Fenomena “Campur Sari” dalam berkesenian adalah teladan aktual. Di situ, modernitas dan “naturalitas” berkolaborasi mencuatkan ragam atau perspektif baru yang terbukti dapat diterima publik secara meluas [meski baru terbatas orang Jawa?]. “Campur Sari” tampil sebagai model komunikasi yang rekonsiliatif dalam lapangan kesenian, melunakkan kontras dan mendekatkan sentimental unsur dual, yaitu modernitas dan naturalitas.

Model “Campur Sari” ini dapat diadopsi sebagai upaya memecah kebekuan pada lapangan kebudayaan yang lebih luas. Jika proses Menjadi Indonesia diasumsikan sangat ditentukan oleh dinamika sektor moderen, dan jika sektor moderen merupakan arena hegemoni yang selalu terbuka sepanjang zaman, maka hegemoni dapat menjadi salah satu strategi pokok mendorong tumbuhnya “campur sari” kebudayaan Indonesia.

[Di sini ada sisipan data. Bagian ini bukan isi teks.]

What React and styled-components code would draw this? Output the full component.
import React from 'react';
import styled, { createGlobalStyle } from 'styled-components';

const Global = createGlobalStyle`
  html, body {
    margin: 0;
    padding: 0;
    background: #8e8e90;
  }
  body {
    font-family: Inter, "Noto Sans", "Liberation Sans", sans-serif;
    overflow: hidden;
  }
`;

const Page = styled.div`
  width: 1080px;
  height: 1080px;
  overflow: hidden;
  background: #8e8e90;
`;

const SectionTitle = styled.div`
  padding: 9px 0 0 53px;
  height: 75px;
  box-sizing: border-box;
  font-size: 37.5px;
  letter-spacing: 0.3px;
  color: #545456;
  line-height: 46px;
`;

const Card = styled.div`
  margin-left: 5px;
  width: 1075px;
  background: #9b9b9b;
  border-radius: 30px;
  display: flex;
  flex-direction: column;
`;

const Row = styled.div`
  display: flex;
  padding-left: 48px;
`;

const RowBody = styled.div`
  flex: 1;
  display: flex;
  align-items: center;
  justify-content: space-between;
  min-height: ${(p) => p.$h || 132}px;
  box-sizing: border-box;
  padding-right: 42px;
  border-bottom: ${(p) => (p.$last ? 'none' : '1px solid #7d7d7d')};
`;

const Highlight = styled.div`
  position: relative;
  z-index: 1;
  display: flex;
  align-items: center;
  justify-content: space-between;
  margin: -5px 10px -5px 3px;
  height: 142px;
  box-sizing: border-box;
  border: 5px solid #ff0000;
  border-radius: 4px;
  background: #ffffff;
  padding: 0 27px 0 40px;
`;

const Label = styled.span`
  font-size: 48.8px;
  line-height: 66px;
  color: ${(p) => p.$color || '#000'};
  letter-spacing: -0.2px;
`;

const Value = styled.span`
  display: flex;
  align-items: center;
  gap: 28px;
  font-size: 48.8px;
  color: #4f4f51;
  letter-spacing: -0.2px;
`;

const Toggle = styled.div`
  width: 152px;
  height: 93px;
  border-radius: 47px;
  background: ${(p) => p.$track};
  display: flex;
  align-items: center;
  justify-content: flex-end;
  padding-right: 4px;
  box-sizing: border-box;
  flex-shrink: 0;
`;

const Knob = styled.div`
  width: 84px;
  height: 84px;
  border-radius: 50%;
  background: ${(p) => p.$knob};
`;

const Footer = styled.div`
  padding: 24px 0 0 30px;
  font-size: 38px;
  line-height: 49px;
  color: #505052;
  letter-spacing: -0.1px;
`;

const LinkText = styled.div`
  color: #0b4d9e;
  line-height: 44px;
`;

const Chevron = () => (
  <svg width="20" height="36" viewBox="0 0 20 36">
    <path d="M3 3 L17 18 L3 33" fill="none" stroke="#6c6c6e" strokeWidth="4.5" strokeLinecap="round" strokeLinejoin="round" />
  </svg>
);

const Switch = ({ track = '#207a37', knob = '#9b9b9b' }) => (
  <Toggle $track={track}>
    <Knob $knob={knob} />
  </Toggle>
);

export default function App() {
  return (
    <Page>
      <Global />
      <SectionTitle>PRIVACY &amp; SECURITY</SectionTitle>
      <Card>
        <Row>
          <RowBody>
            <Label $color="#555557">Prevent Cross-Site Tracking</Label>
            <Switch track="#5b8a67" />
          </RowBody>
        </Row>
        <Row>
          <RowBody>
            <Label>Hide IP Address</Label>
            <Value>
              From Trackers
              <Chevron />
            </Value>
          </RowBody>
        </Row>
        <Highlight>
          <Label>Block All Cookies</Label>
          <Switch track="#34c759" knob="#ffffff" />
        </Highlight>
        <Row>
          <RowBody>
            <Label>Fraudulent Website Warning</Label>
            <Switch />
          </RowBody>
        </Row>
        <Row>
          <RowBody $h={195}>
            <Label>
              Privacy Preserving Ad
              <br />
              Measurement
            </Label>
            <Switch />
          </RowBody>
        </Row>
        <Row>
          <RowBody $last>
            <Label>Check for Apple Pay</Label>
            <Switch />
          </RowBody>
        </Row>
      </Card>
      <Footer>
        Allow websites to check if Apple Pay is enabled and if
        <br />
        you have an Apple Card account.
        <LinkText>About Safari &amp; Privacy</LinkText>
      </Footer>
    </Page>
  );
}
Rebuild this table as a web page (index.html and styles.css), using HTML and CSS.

Kekayaan ide dan perspektif di sektor ‘natural” yang sebagian besar mungkin telah berantakan atau terkoyak-koyak, mestilah diusung memasuki arus utama wacana di sektor moderen.
Struktur perantara [intermediary structure] diperlukan sebagai “mak comblang” atau komunikator untuk: mengenali, menggali, merekonstruksi, menganalisis, menulis, menceritakan, memberitakan, mengartikulasikan, mengkritik, mengapresiasi, mengemas, dll.
Pada tataran praksis, tugas ini sebenarnya relatif sederhana, yakni merajut kolaborasi sistem media [cetak dan elektronik] dengan sistem pegiat [LSM. CSOs] yang bergerak di sektor “natural”. Kolaborasi ini sangat menjanjikan. Banjirilah sektor moderen dengan fakta dan realitas Indonesia.

Di sana ada pesona, merangsang orang beranjak dari Indonesia-norma ke Indonesia-Nyata, MENJADI INDONESIA.